Roll out the server...
But not this one. Right now I'm going to talk a bit about the rollout itself:
The Rollout
It actually went pretty well as far as big rollouts go. Most of the big components of the system had changed in one way or another so there were a fair number of upgrades to coordinate. For upgrades this large, Jenn (testing/QA), Ross (databases/sysadmin), and I usually draw up a detailed, step-by-step plan in advance to minimize downtime. Which we did: the web server was down only about 2 minutes. Well, it would have 2 minutes except for...
- Runaway squids
- We use the Squid Proxy to cache requests in front of our server and it uses separate redirector processors to rewrite the incoming URLs. Unfortunately, when we took squid down, the redirector processes didn't die. And more unfortunately, when we restarted squid the orphaned proceeses decided to start consuming system resources with reckless abandon. But once we realized what was going on we killed the offending processes and all was right with the world.

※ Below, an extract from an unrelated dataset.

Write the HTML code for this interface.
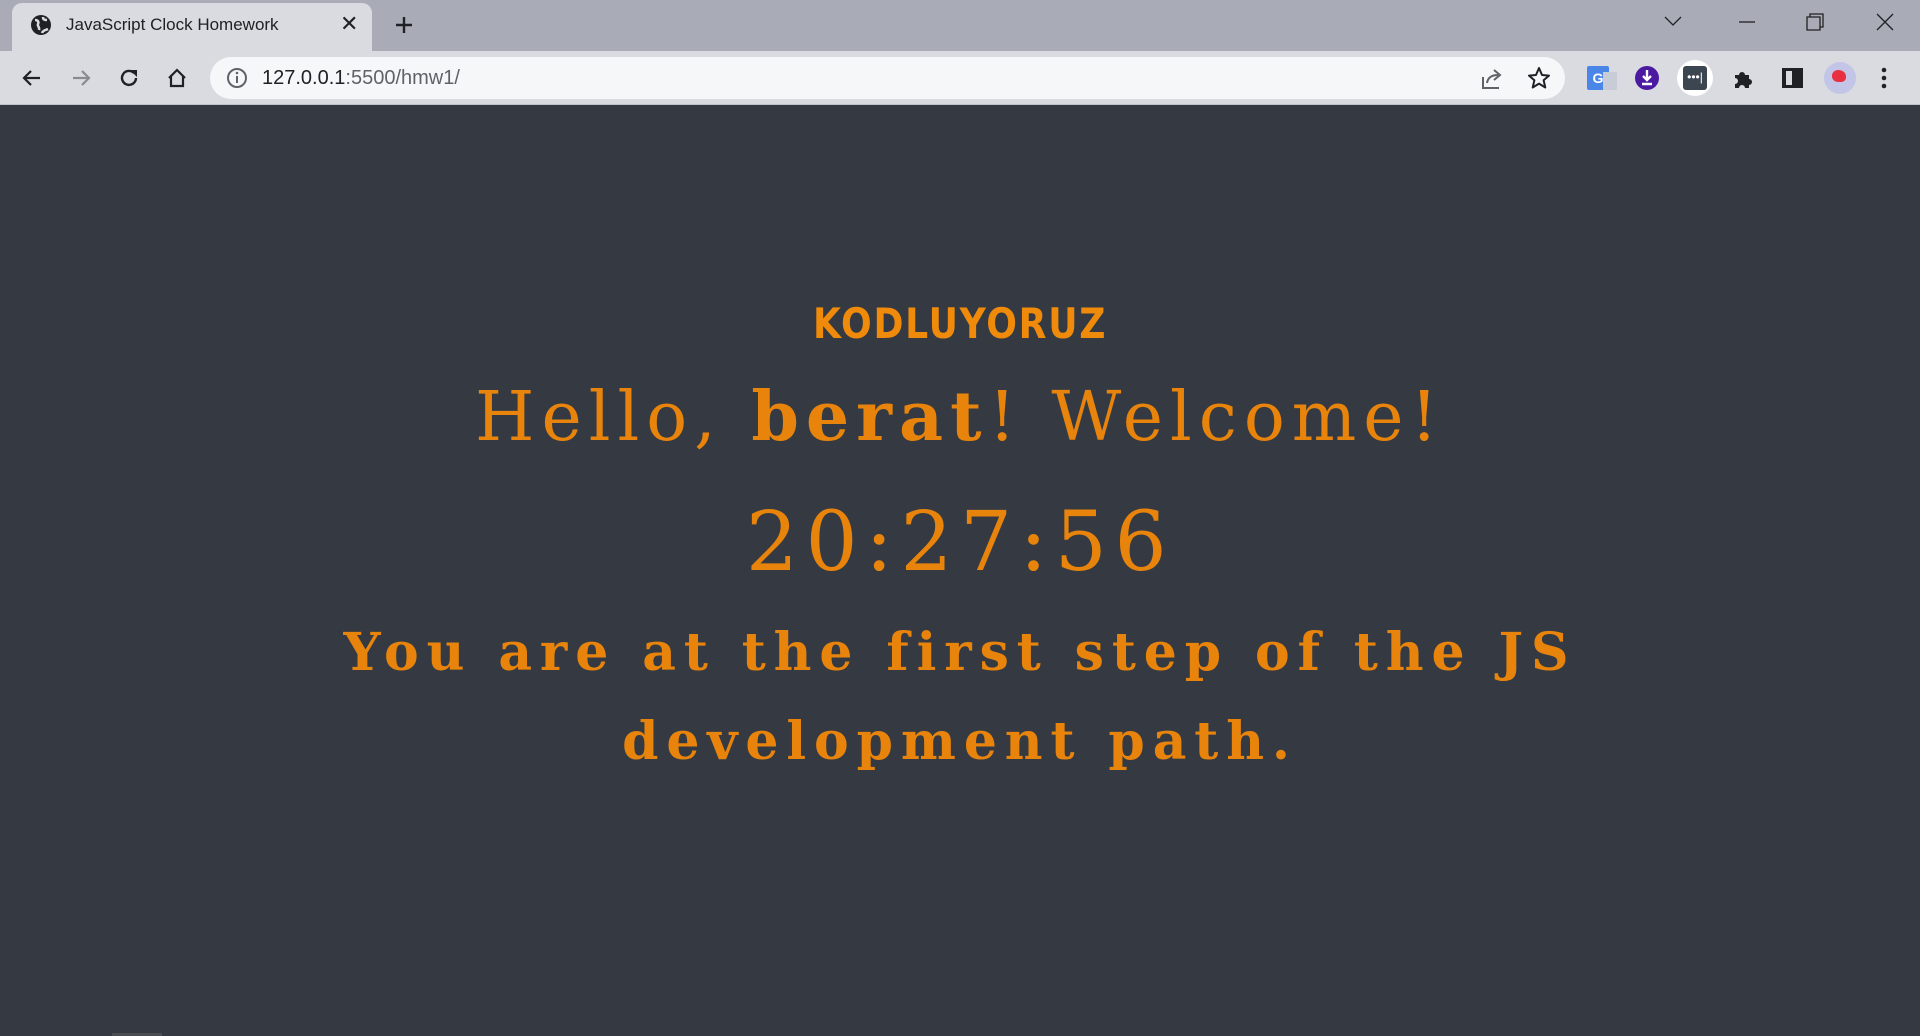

Except for...
- Temporary amnesia
- Somehow in all of our planning we managed to omit two of the component upgrades that were scheduled to be performed: some Debian package upgrades and some Zope debug scripts. Fortunately these were relatively minor. We remembered the Zope scripts right after we put the server up and ran them. The package upgrades we remembered a bit later were finished today (I think. Right Ross?)
Who serves when you're not serving?
One of the things that did work really well about the rollout was the temporary webserver we put in place to handle requests while we were doing the upgrade. Much nicer than just refusing connections or hanging. It accepts requests for any URL on the server and returns a temporary message that lets people know the site is down and will be back up shortly. And it's written in 15 lines of python, using the SimpleHTTPServer module from the standard library and probably could have been even shorter. I love python.